Minggu, 07 Agustus 2016

EKOLOGI vs. EKONOMI



Kakek tua itu muncul dari balik pepohonan. Kulitnya yang legam dan penuh keriput dialiri peluh bercuuran. Dengan susah payah dan nafas yang tersenggal-senggal, tubuh yang kurus itu berusaha mengendalikan sepeda tuanya. Di boncengan sepeda terlihat setumpuk kayu bakar setinggi kira-kira 1meter. Dan wajah tua itupun langsung pucat melihat petugas hutan yang sudah berdiri di depannya.
"Nyari dimana, pak?", tanya petugas.
"Di Sambi Karep, pak. Buat masak di dapur..." jawabnya dengan logat Madura yang kental dan suara takut-takut sambil mengatur nafas. Petugas pun memeriksa tumpukan kayu bakar itu dan tidak menemukan kapak, diameter kayu bakarnya pun kecil-kecil.
"Kalo ngambil secukupnya pak...jangan sering-sering. Untuk kebutuhan sehari-hari saja, jangan dijual. Bapak ambil ranting-ranting yang jatuh saja, jangan nebang pohon ya..! Ya sudah, silahkan jalan pak!", jelas petugas dalam bahasa Madura.
"Enggih pak.
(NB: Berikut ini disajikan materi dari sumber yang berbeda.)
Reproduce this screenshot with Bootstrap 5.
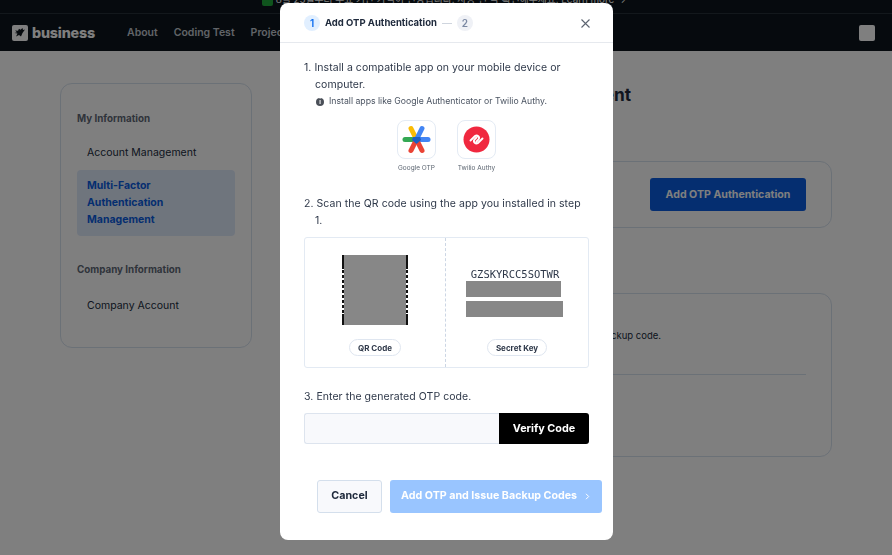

Kaso'on" Si kakek mengangguk-angguk dan segera melanjutkan perjalanan.

Begitulah sepenggal kejadian disuatu blok di TN Baluran. Dilema. Satu kata yang mewakili seluruh sisituasi yang acapkali terjadi saat petugas berpatroli. Kondisi masyarakat sekitar yang sebagian besar berada di bawah garis kemiskinan membuat hutan dan keanekaragaman hayati yang terkandung di dalamnya mengalami banyak tekanan.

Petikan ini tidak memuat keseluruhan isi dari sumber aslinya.